Ask gyms for accountability

Before signing a membership, ask directly: Do you have all-gender changing facilities? What is your written non-discrimination policy? How do staff respond to harassment complaints from LGBTQ members? The answers tell you more than any Pride Month banner.


A written non-discrimination policy with real enforcement mechanisms is not a special accommodation. It is a commitment the gym makes to all its members, including cis members who may one day be asked to honor it.


Use community resources

The OUT Foundation's Inclusive Fitness Finder is a searchable database of LGBTQ-affirming gyms and fitness professionals across the US. Athlete Ally provides resources for navigating exclusion in sports and fitness contexts and advocates for institutional policy change.



The gym won't change on its own timeline. But queer people have always made space inside spaces that didn't account for us, not by waiting for an invitation, but by showing up until our presence became impossible to ignore.


Collective presence is not a workaround. It is a strategy. And it is already working.
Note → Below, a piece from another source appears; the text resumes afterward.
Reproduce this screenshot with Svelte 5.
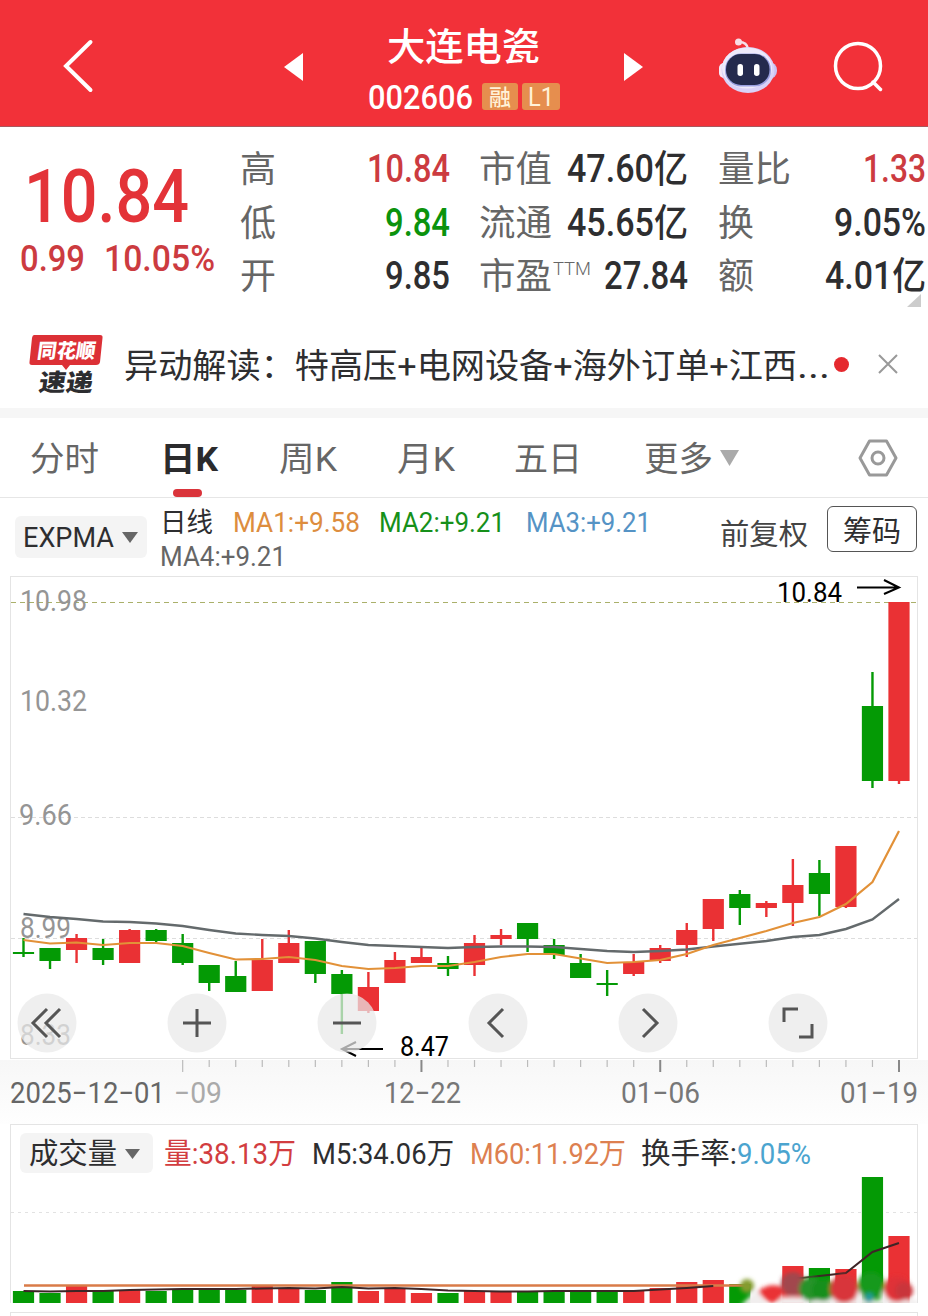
<script>
	const RED = '#ea3134';
	const GREEN = '#049a05';

	const stock = { name: '大连电瓷', code: '002606' };

	const tabs = [
		{ label: '分时', w: 69, gap: 30 },
		{ label: '日K', w: 58, gap: 61, active: true },
		{ label: '周K', w: 58, gap: 61 },
		{ label: '月K', w: 58, gap: 60 },
		{ label: '五日', w: 68, gap: 59 },
		{ label: '更多', w: 69, gap: 62 }
	];

	// [open/close top, bottom, high, low, rising, volume top]
	const days = [
		[952, 954, 938, 957, 0, 1291], [948, 961, 948, 969, 0, 1293], [938, 950, 934, 963, 1, 1286],
		[948, 960, 939, 965, 0, 1290], [930, 963, 929, 963, 1, 1290], [930, 941, 929, 942, 0, 1291],
		[943, 963, 934, 965, 0, 1290], [965, 983, 965, 991, 0, 1290], [976, 992, 961, 992, 0, 1290],
		[960, 991, 939, 991, 1, 1286], [943, 963, 930, 963, 1, 1289], [941, 974, 941, 983, 0, 1290],
		[974, 994, 970, 1034, 0, 1282], [987, 1011, 972, 1013, 1, 1291], [960, 983, 952, 983, 1, 1289],
		[957, 963, 948, 963, 1, 1293], [963, 969, 956, 976, 0, 1293], [943, 965, 935, 976, 1, 1291],
		[935, 939, 929, 945, 1, 1291], [923, 939, 923, 952, 0, 1291], [945, 955, 939, 959, 0, 1292],
		[963, 978, 954, 978, 0, 1290], [983, 985, 970, 996, 0, 1291], [962, 974, 954, 976, 1, 1291],
		[948, 961, 945, 963, 1, 1288], [930, 945, 923, 957, 1, 1282], [899, 929, 899, 941, 1, 1280],
		[894, 908, 890, 925, 0, 1284], [903, 908, 901, 917, 1, 1286], [885, 903, 859, 926, 1, 1266],
		[873, 894, 860, 916, 0, 1268], [846, 907, 846, 908, 1, 1269], [706, 781, 672, 788, 0, 1177],
		[602, 781, 602, 784, 1, 1236]
	];

	const slow = [914, 917, 919, 921.5, 922, 923.5, 926, 930, 933.5, 935, 936, 938.5, 942, 945, 946, 947, 948, 947, 946.5, 946.5, 947, 949, 951, 952, 951, 949.5, 946.5, 943.7, 941, 937, 935, 929, 919.5, 899];
	const fast = [940, 943.5, 942.5, 945, 943, 943, 946, 953, 959.5, 959, 957, 960, 966, 969, 968, 966, 966, 962, 957, 954, 954, 958.5, 963, 962, 960, 954, 945, 938, 931, 923, 917, 904, 882, 831];
	const volAvg = [1291, 1291.5, 1291, 1291, 1290, 1289.5, 1289, 1289, 1289, 1288.5, 1288, 1288.5, 1287, 1288.5, 1288, 1289, 1290.5, 1291, 1291.5, 1291.5, 1291, 1291, 1291, 1291, 1289.5, 1288, 1286, 1285, 1283, 1279, 1276, 1273, 1252, 1243];

	const px = (i) => 23.5 + i * 26.53;
	const line = (ys) => ys.map((y, i) => `${px(i)},${y}`).join(' ');

	const levels = [
		['10.98', 20, 611, 67], ['10.32', 20, 711, 67], ['9.66', 19, 825, 53],
		['8.99', 20, 938, 51], ['8.33', 20, 1045, 51]
	];

	const tools = [
		'M13 -14 L-1 0 L13 14 M0 -14 L-14 0 L0 14',
		'M-14 0 H14 M0 -14 V14',
		'M-14 0 H14',
		'M5 -14 L-9 0 L5 14',
		'M-5 -14 L9 0 L-5 14',
		'M-14 -1 V-14 H0 M14 1 V14 H1'
	];
</script>

<!-- one run of text stretched to a set width; its box ends on the baseline -->
{#snippet fit(text, w, size, cls = '')}
	<svg class="fit {cls}" width={w} height={Math.round(size * 0.71)}>
		<text x="0" y={Math.round(size * 0.71)} font-size={size} textLength={w} lengthAdjust="spacingAndGlyphs">{text}</text>
	</svg>
{/snippet}

{#snippet pair(label, lw, value, vw, tone = '', sup = '')}
	<div class="pair">
		<span class="key">{@render fit(label, lw, 36)}{#if sup}<span class="sup">{@render fit(sup, 38, 19)}</span>{/if}</span>
		{@render fit(value, vw, 38, 'med ' + tone)}
	</div>
{/snippet}

<div class="app">
	<header>
		<svg class="back" width="32" height="54" viewBox="0 0 32 54"><path d="M28.500 3 L4 27 L28.500 51" fill="none" stroke="#fff" stroke-width="4" stroke-linecap="round" /></svg>
		<svg class="prev" width="19" height="28"><path d="M19 0V28L0 14z" fill="#fff" /></svg>
		<div class="title">
			{@render fit(stock.name, 153, 38, 'name')}
			<div class="code">
				{@render fit(stock.code, 105, 34, 'med')}
				<span class="badge">{@render fit('融', 22, 22, 'med')}</span>
				<span class="badge last">{@render fit('L1', 26, 25)}</span>
			</div>
		</div>
		<svg width="19" height="28"><path d="M0 0V28L19 14z" fill="#fff" /></svg>
		<svg class="robot" width="60" height="56" viewBox="0 0 60 56">
			<path d="M21 4 Q29 4 30 11" fill="none" stroke="#f5dfe9" stroke-width="2.500" />
			<circle cx="20.500" cy="4" r="3.500" fill="#f8dce5" />
			<rect x="1" y="24" width="58" height="17" rx="8" fill="#c9c2f3" />
			<rect x="1" y="25" width="10" height="15" rx="5" fill="#f6e8f7" />
			<ellipse cx="30" cy="32" rx="26.500" ry="23" fill="#d9d2f8" />
			<ellipse cx="29" cy="30" rx="25" ry="20.500" fill="#eeeafb" />
			<rect x="7" y="15.500" width="46" height="33" rx="16" fill="#9aa0e0" />
			<rect x="8" y="16" width="43.500" height="31" rx="15" fill="#242a4d" />
			<rect x="19.500" y="26" width="5.500" height="12" rx="2.700" fill="#fff" />
			<rect x="36" y="26" width="5.500" height="12" rx="2.700" fill="#fff" />
		</svg>
		<svg class="search" width="51" height="52" viewBox="0 0 51 52"><g fill="none" stroke="#fff" stroke-width="3.500" stroke-linecap="round"><circle cx="25" cy="25" r="22.500" /><path d="M40 41 L47.500 48.500" /></g></svg>
	</header>

	<section class="quote">
		<div class="price">
			{@render fit('10.84', 165, 75, 'med up big')}
			<div class="change">
				{@render fit('0.99', 65, 37, 'med soft')}
				{@render fit('10.05%', 111, 37, 'med soft')}
			</div>
		</div>
		<div class="col c1">
			{@render pair('高', 36, '10.84', 83, 'soft')}
			{@render pair('低', 36, '9.84', 65, 'down')}
			{@render pair('开', 36, '9.85', 65)}
		</div>
		<div class="col c2">
			{@render pair('市值', 73, '47.60亿', 121)}
			{@render pair('流通', 73, '45.65亿', 121)}
			{@render pair('市盈', 73, '27.84', 84, '', 'TTM')}
		</div>
		<div class="col c3">
			{@render pair('量比', 73, '1.33', 63, 'soft')}
			{@render pair('换', 36, '9.05%', 92)}
			{@render pair('额', 36, '4.01亿', 101)}
		</div>
		<svg class="corner" width="14" height="13"><path d="M14 0V13H0z" fill="#ccc" /></svg>
	</section>

	<section class="news">
		<svg class="logo" width="75" height="62" viewBox="0 0 75 62">
			<path d="M5 1 H71 Q74 1 73.500 4 L71 28 Q70.500 31 67 31 H41 L37 36 L33 31 H3 Q0 31 .5 28 L3 4 Q3.500 1 5 1z" fill="#dc3036" />
			<g transform="skewX(-8)" font-weight="900">
				<text x="11" y="24" font-size="20" fill="#fff" textLength="58" lengthAdjust="spacingAndGlyphs">同花顺</text>
				<text x="17" y="57" font-size="24" fill="#2d2d30" textLength="54" lengthAdjust="spacingAndGlyphs">速递</text>
			</g>
		</svg>
		<div class="headline">{@render fit('异动解读：特高压+电网设备+海外订单+江西', 673, 34)}{@render fit('...', 33, 36)}</div>
		<i class="dot"></i>
		<svg class="close" width="22" height="22"><path d="M2 2L20 20M20 2L2 20" stroke="#999" stroke-width="2" /></svg>
	</section>

	<nav>
		{#each tabs as tab}
			<span class="tab" class:active={tab.active} style="margin-left: {tab.gap}px">{@render fit(tab.label, tab.w, 34)}</span>
		{/each}
		<svg class="more" width="19" height="16"><path d="M0 0H19L9.500 16z" fill="#aaa" /></svg>
		<svg class="gear" width="40" height="38" viewBox="0 0 40 38"><g fill="none" stroke="#999" stroke-width="3" stroke-linejoin="round"><path d="M11.500 2 H28.500 L38 19 L28.500 36 H11.500 L2 19z" /><circle cx="20" cy="19" r="6" /></g></svg>
	</nav>

	<section class="legend">
		<button class="pick exp">{@render fit('EXPMA', 91, 28)}<svg width="16" height="11"><path d="M0 0H16L8 11z" fill="#666" /></svg></button>
		<div class="mas">
			<div class="ma-row">
				{@render fit('日线', 53, 27)}
				<span class="m1">{@render fit('MA1:+9.58', 127, 28)}</span>
				<span class="m2">{@render fit('MA2:+9.21', 126, 28)}</span>
				<span class="m3">{@render fit('MA3:+9.21', 125, 28)}</span>
			</div>
			<div class="ma-row two">{@render fit('MA4:+9.21', 126, 28)}</div>
		</div>
		<span class="adjust">{@render fit('前复权', 88, 29)}</span>
		<button class="chips">{@render fit('筹码', 58, 29)}</button>
	</section>

	<section class="kline">
		<svg width="908" height="484" viewBox="10 576 908 484">
			<rect x="10.500" y="576.500" width="907" height="482" fill="#fff" stroke="#e4e4e4" />
			<path d="M11 817.500H917M11 938.500H917" stroke="#ddd" stroke-dasharray="4 3" />
			<path d="M11 602.500H917" stroke="#aab06a" stroke-dasharray="5 4" />
			{#each levels as [text, x, y, w]}
				<text {x} {y} font-size="29" fill="#959595" textLength={w} lengthAdjust="spacingAndGlyphs">{text}</text>
			{/each}
			{#each days as [top, bottom, high, low, up], i}
				<g fill={up ? RED : GREEN}>
					<rect x={px(i) - 1.2} y={high} width="2.400" height={low - high} />
					<rect x={px(i) - 10.6} y={top} width="21.200" height={bottom - top} />
				</g>
			{/each}
			<polyline points={line(slow)} fill="none" stroke="#646a6c" stroke-width="2.400" />
			<polyline points={line(fast)} fill="none" stroke="#e29138" stroke-width="2.200" />
			<text x="777" y="602" font-size="27" textLength="65" lengthAdjust="spacingAndGlyphs">10.84</text>
			<path d="M857 587.500H898M884 580L899 587.500L884 594M383 1049H343M356 1042L342 1049L356 1056" fill="none" stroke="#000" stroke-width="2" />
			<text x="400" y="1056" font-size="27" textLength="49" lengthAdjust="spacingAndGlyphs">8.47</text>
		</svg>
		<div class="tools">
			{#each tools as d}
				<svg width="60" height="60" viewBox="-30 -30 60 60"><circle r="29.500" fill="#e9e9e9" fill-opacity=".72" /><path {d} fill="none" stroke="#555" stroke-width="3" /></svg>
			{/each}
		</div>
	</section>

	<section class="axis">
		<svg width="908" height="14" viewBox="10 1060 908 14">
			{#each days as _, i}
				{#if i >= 6}
					<path d="M{px(i)} 1060V{(i - 6) % 9 ? 1067 : 1072}" stroke={i > 6 && i % 9 === 6 ? '#888' : '#bbb'} stroke-width={i > 6 && i % 9 === 6 ? 2 : 1.2} />
				{/if}
			{/each}
		</svg>
		<div class="dates">
			{@render fit('2025−12−01', 155, 29)}
			<span class="faded">{@render fit('−09', 48, 29)}</span>
			<span class="d2">{@render fit('12−22', 77, 29)}</span>
			<span class="d3">{@render fit('01−06', 79, 29)}</span>
			<span class="d4">{@render fit('01−19', 78, 29)}</span>
		</div>
	</section>

	<section class="volume">
		<div class="vol-head">
			<button class="pick">{@render fit('成交量', 88, 29)}<svg width="15" height="10"><path d="M0 0H15L7.500 10z" fill="#666" /></svg></button>
			<span class="v1">{@render fit('量:38.13万', 132, 29)}</span>
			<span class="v2">{@render fit('M5:34.06万', 142, 29)}</span>
			<span class="v3">{@render fit('M60:11.92万', 156, 29)}</span>
			<span class="v4">{@render fit('换手率:', 96, 29)}</span>
			<span class="v5">{@render fit('9.05%', 74, 29)}</span>
		</div>
		<svg width="906" height="130" viewBox="11 1173 906 130">
			<defs>
				<filter id="smear" x="-20%" y="-40%" width="140%" height="180%"><feGaussianBlur stdDeviation="2" /></filter>
			</defs>
			<path d="M11 1212.500H917" stroke="#e2e2e2" stroke-dasharray="3 4" />
			{#each days as day, i}
				{#if i !== 28}
					<rect x={px(i) - 10.6} y={day[5]} width="21.200" height={1303 - day[5]} fill={day[4] ? RED : GREEN} />
				{/if}
			{/each}
			<path d="M24 1285.500H748" stroke="#d97b48" stroke-width="2.600" />
			<polyline points={line(volAvg.slice(0, 27))} fill="none" stroke="#3d2526" stroke-width="2" />
			<polyline points={volAvg.slice(29).map((y, i) => `${px(i + 29)},${y}`).join(' ')} fill="none" stroke="#3d2526" stroke-width="2" />
			<g filter="url(#smear)">
				<path d="M740 1306L757 1290L768 1306zM776 1306L780 1297H808V1306zM808 1306L810 1300H918V1306z" fill="#f1eeee" />
				<path d="M826 1306L832 1292L840 1306zM852 1306L859 1288L866 1306zM877 1306L884 1288L893 1306z" fill="#f1eeee" />
				<circle cx="747" cy="1286" r="7" fill="#849b2d" />
				<path d="M758 1291Q773 1280 787 1290Q780 1302 772 1303Q764 1301 758 1291z" fill={RED} />
				<circle cx="793" cy="1284" r="12" fill="#a2474d" />
				<circle cx="811" cy="1289" r="12" fill="#279329" />
				<circle cx="823" cy="1290" r="11" fill="#168f1c" />
				<circle cx="844" cy="1289" r="14" fill="#d8343b" />
				<circle cx="871" cy="1285" r="13" fill="#16991b" />
				<circle cx="869" cy="1298" r="5" fill="#249b9b" />
				<circle cx="897" cy="1289" r="13" fill="#df3037" />
				<circle cx="904" cy="1291" r="9" fill="#c9353b" />
			</g>
		</svg>
	</section>
	<div class="next"></div>
</div>

<style>
	:global(body) { margin: 0; background: #fff; }
	.app {
		width: 928px;
		height: 1316px;
		overflow: hidden;
		background: #fff;
		color: #2e2e30;
		font-family: Roboto, 'Noto Sans CJK SC', sans-serif;
	}
	svg { display: block; flex: none; }
	text { white-space: pre; }
	.fit { overflow: visible; fill: currentColor; }
	.med { font-weight: 500; }
	.up { color: #e33338; }
	.soft { color: #cc3b40; }
	.down { color: #0b930d; }
	button {
		border: 0;
		padding: 0;
		font: inherit;
		color: inherit;
		display: flex;
		align-items: center;
		flex: none;
		box-sizing: border-box;
	}

	header {
		height: 127px;
		box-sizing: border-box;
		padding: 7px 0 0 62px;
		border-bottom: 1px solid #a8585e;
		background: #f23139;
		color: #fff;
		display: flex;
		align-items: center;
	}
	.back { margin-top: -2px; }
	.prev { margin-left: 190px; }
	.title {
		width: 321px;
		height: 119px;
		box-sizing: border-box;
		padding: 26px 0 0 65px;
	}
	.title .name { margin-left: 19px; font-weight: 500; }
	.code { display: flex; align-items: center; margin-top: 23px; }
	.badge {
		width: 36px;
		height: 27px;
		margin-left: 9px;
		border-radius: 3px;
		background: #e68e4e;
		color: #fff2d8;
		display: flex;
		align-items: center;
		justify-content: center;
	}
	.badge.last { width: 38px; margin-left: 4px; }
	.robot { margin: -2px 0 0 75px; }
	.search { margin-left: 55px; }

	.quote {
		height: 193px;
		display: flex;
		position: relative;
	}
	.price { width: 240px; padding: 42px 0 0 20px; box-sizing: border-box; }
	.big { margin-left: 4px; }
	.change { display: flex; gap: 19px; margin-top: 23px; }
	.col {
		padding-top: 28px;
		display: flex;
		flex-direction: column;
		gap: 26.700px;
	}
	.c1 { width: 210px; }
	.c2 { width: 209px; margin-left: 29px; }
	.c3 { width: 208px; margin-left: 30px; }
	.pair { display: flex; justify-content: space-between; align-items: flex-end; }
	.key { display: flex; color: #666; }
	.sup { font-weight: 300; margin: -1px 0 0 1px; }
	.corner { position: absolute; left: 907px; top: 167px; }

	.news {
		height: 88px;
		border-bottom: 10px solid #f6f6f6;
		display: flex;
		align-items: center;
		padding-left: 29px;
	}
	.logo { margin-top: 1px; font-family: 'Noto Sans CJK SC', sans-serif; }
	.headline { display: flex; align-items: flex-end; margin: 2px 0 0 20px; height: 26px; }
	.dot { width: 15px; height: 15px; border-radius: 50%; background: #e5292e; margin-left: 4px; }
	.close { margin-left: 28px; }

	nav {
		height: 79px;
		border-bottom: 1px solid #e6e6e6;
		display: flex;
		align-items: center;
		color: #666;
	}
	.tab { height: 79px; display: flex; align-items: center; position: relative; padding-top: 2px; box-sizing: border-box; }
	.active { font-weight: 700; color: #2b2b2d; }
	.active::after {
		content: '';
		position: absolute;
		left: 13px;
		bottom: 0;
		width: 29px;
		height: 8px;
		border-radius: 4px;
		background: #da343b;
	}
	.more { margin-left: 7px; }
	.gear { margin-left: 119px; }

	.legend { height: 78px; display: flex; align-items: flex-start; }
	.pick { background: #f4f4f4; border-radius: 6px; gap: 8px; }
	.exp { width: 132px; height: 42px; margin: 18px 0 0 15px; padding-left: 8px; }
	.mas { width: 561px; padding: 14px 0 0 13px; box-sizing: border-box; }
	.ma-row { display: flex; align-items: flex-end; }
	.ma-row.two { margin-top: 14px; color: #666; }
	.m1 { color: #dd8d3e; margin-left: 20px; }
	.m2 { color: #16901a; margin-left: 19px; }
	.m3 { color: #5593c5; margin-left: 21px; }
	.adjust { margin: 26px 0 0 12px; color: #444; }
	.chips {
		width: 90px;
		height: 46px;
		margin: 8px 0 0 19px;
		padding-top: 4px;
		border: 1.500px solid #555;
		border-radius: 6px;
		background: #fff;
		justify-content: center;
	}

	.kline { height: 484px; margin-left: 10px; position: relative; }
	.tools {
		position: absolute;
		left: 7px;
		top: 417px;
		width: 811px;
		display: flex;
		justify-content: space-between;
	}

	.axis {
		height: 64px;
		padding-left: 10px;
		background: linear-gradient(#f7f7f7, #fefefe);
	}
	.dates { display: flex; padding-top: 8px; color: #666; }
	.faded { color: #aaa; margin-left: 9px; }
	.d2 { margin-left: 162px; color: #777; }
	.d3 { margin-left: 160px; color: #777; }
	.d4 { margin-left: 140px; color: #777; }

	.volume {
		width: 906px;
		height: 178px;
		margin-left: 10px;
		border: 1px solid #e4e4e4;
		border-bottom: 0;
	}
	.vol-head { height: 48px; display: flex; align-items: center; padding: 8px 0 0 9px; box-sizing: border-box; }
	.vol-head span { padding-top: 1px; }
	.vol-head .pick { width: 133px; height: 40px; padding: 1px 0 0 9px; }
	.v1 { margin-left: 11px; color: #d23d40; }
	.v2 { margin-left: 16px; }
	.v3 { margin-left: 16px; color: #dd8050; }
	.v4 { margin-left: 15px; }
	.v5 { color: #4ba4cf; }
	.next { width: 906px; height: 20px; margin: 9px 0 0 10px; border: 1px solid #e4e4e4; }
</style>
Being equipped is knowing you don't have to do that alone.


Key Takeaways


  • The exclusion of LGBTQ people from fitness spaces is structural, not interpersonal. It lives in design choices, research gaps, and cultural defaults, not only in individual bigotry.
  • Binary infrastructure carries a specific and serious cost for trans people: using a gendered locker room requires a safety calculation, not just a logistical one.
  • Exercise science largely doesn't account for trans or nonbinary bodies. That gap is a form of exclusion, and the practitioners filling it (trans-competent trainers, queer dietitians, HRT knowledge networks) deserve recognition.
  • Minority stress measurably reduces motivation to exercise among LGBTQ people. The participation gap is a burden problem, not a preference problem.
  • Queer fitness communities have been building safety, knowledge, and collective infrastructure for decades without institutional support or credit.
  • Showing up together, visibly and consistently, is itself a strategy for changing fitness spaces, not a workaround while waiting for them to change.